The Future of Life Institute letter is significant for the same reason: It is signed by a large group of those who know the most about AI and robotics, with some 1,500 signatures at its release on July 28 and more than 17,000 today. Signatories include many current and former presidents, fellows and members of the American Association of Artificial Intelligence, the Association of Computing Machinery and the IEEE Robotics & Automation Society; editors of leading AI and robotics journals; and key players in leading artificial-intelligence companies such as Google DeepMind, Facebook, and IBM’s Watson team. As Max Tegmark, Massachusetts Institute of Technology physics professor and a founder of the Future of Life Institute, told Motherboard, “This is the AI experts who are building the technology who are speaking up and saying they don’t want anything to do with this.”

Autonomous weapons pose serious threats that, taken together, make a ban necessary. There are concerns whether AI algorithms could effectively distinguish civilians from combatants, especially in complex conflict environments. Even advanced AI algorithms would lack the situational understanding or the ability to determine whether the use of violent force was appropriate in a given circumstance or whether the use of that force was proportionate. Discrimination and proportionality are requirements of international law for humans who target and fire weapons but autonomous weapons would open up an accountability gap. Because humans would no longer know what targets an autonomous weapon might select, and because the effects of a weapon may be unpredictable, there would be no one to hold responsible for the killing and destruction that results from activating such a weapon.

Then, as the Future of Life Institute letter points out, there are threats to regional and global stability as well as humanity. The development of autonomous weapons could very quickly and easily lead to arms races between rivals. Autonomous weapons would reduce the risks to combatants, and could thus reduce the political risks of going to war, resulting in more armed conflicts. Autonomous weapons could be hacked, spoofed and hijacked, and directed against their owners, civilians or a third party. Autonomous weapons could also initiate or escalate armed conflicts automatically, without human decision-making. In a future where autonomous weapons fight autonomous weapons the results would be intrinsically unpredictable, and much more likely lead to the mass destruction of civilians and the environment than to the bloodless wars that some envision. Creating highly efficient automated violence is likely to lead to more violence, not less.

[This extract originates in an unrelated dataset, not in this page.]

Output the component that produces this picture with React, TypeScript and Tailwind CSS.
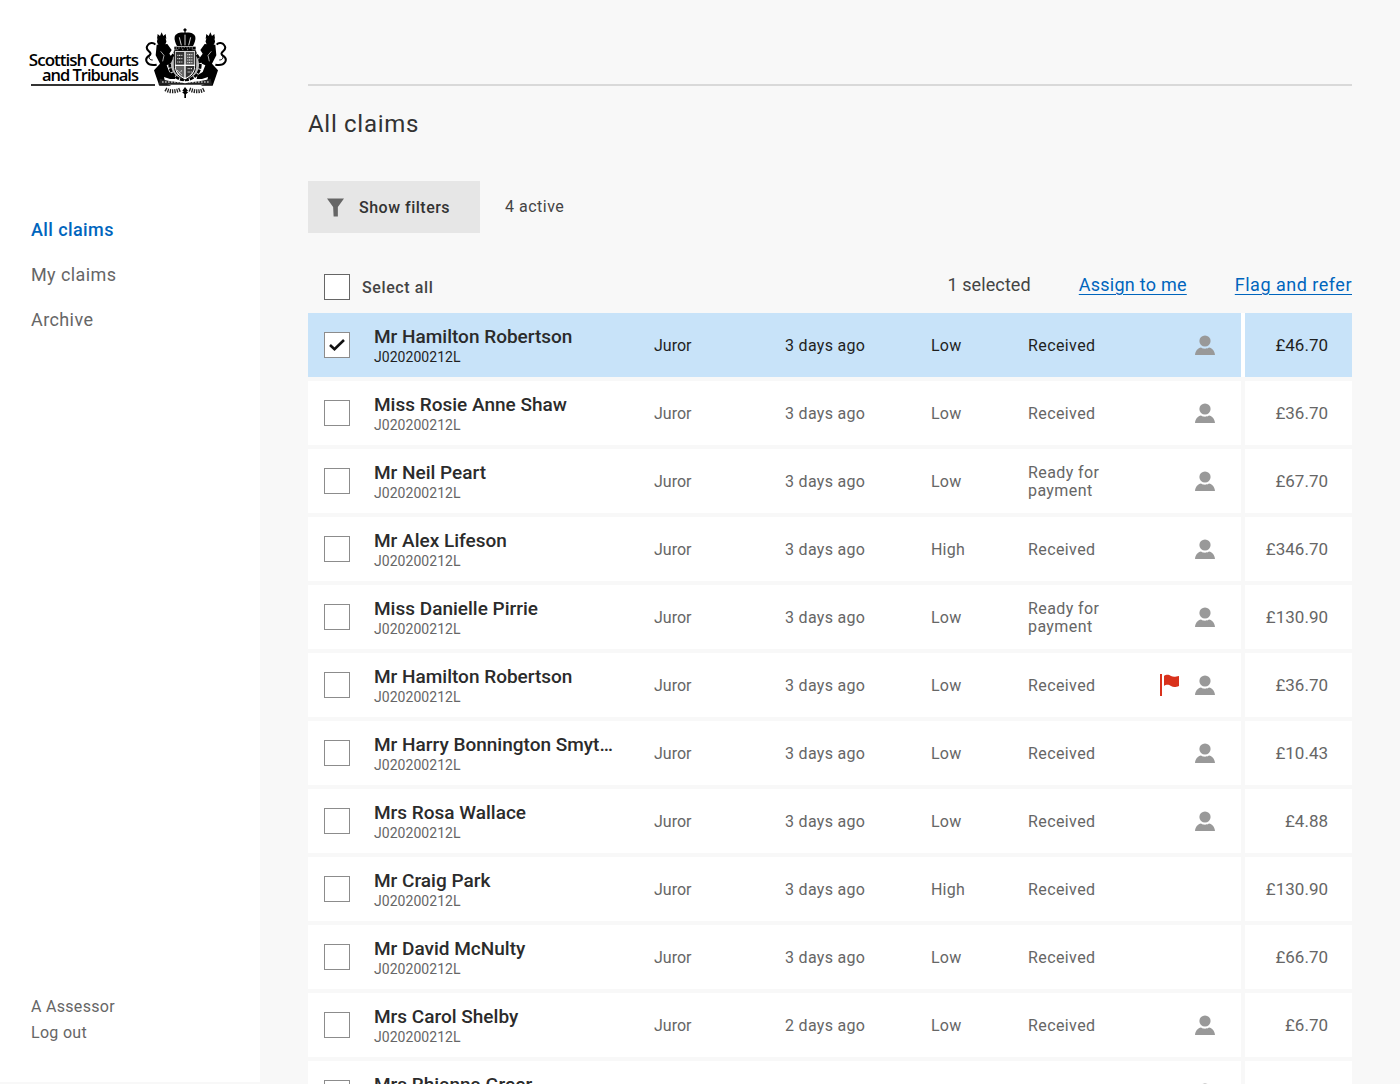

There is also a profound moral question at stake. What is the value of human life if we delegate the responsibility for deciding who lives and who dies to machines? What kind of world do we want to live in and leave for our children? A world in which AI programs and robots have the means and authority to use violent force and kill people? If we have the opportunity to create a world in which autonomous weapons are banned, and those who might use them are stigmatized and held accountable, do we not have a moral obligation to work toward such a world?

We can prevent the development of autonomous weapons before they lead to arms races and threaten global security and before they become weapons of mass destruction. But our window of opportunity for doing so is rapidly closing.

For the past two years, the Campaign to Stop Killer Robots has been urging the United Nations to ban autonomous weapons. The U.N.’s Convention on Certain Conventional Weapons (CCW) has already held two expert meetings on the issue, and our coalition of 54 nongovernmental organizations* from 25 countries is encouraging the CCW to advance these discussions toward a treaty negotiation. We very much welcome the support from this letter but we must continue to encourage the states represented at the CCW to move forward on this issue.

The essential nature of an arms race involves states acting to improve their own short-term interests at the expense of their own and global long-term benefits. As the letter from Einstein and Russell makes clear:

“We have to learn to think in a new way. We have to learn to ask ourselves not what steps can be taken to give military victory to whatever group we prefer, for there no longer are such steps; the question we have to ask ourselves is: What steps can be taken to prevent a military contest of which the issue must be disastrous to all parties?”

We must continue to demand that of our leaders and policy makers work together with other nations to preempt the threats posed by autonomous weapons by banning their development and use, before we witness the mass destruction they threaten to bring.

The steering committee of the Campaign includes the Pugwash Conferences on Science and World Affairs, an organization that was created in direct response to the letter from Einstein, Russell et al., and AAR, a Japanese NGO which issued a statement on this week’s anniversary of the Hiroshima and Nagasaki bombings.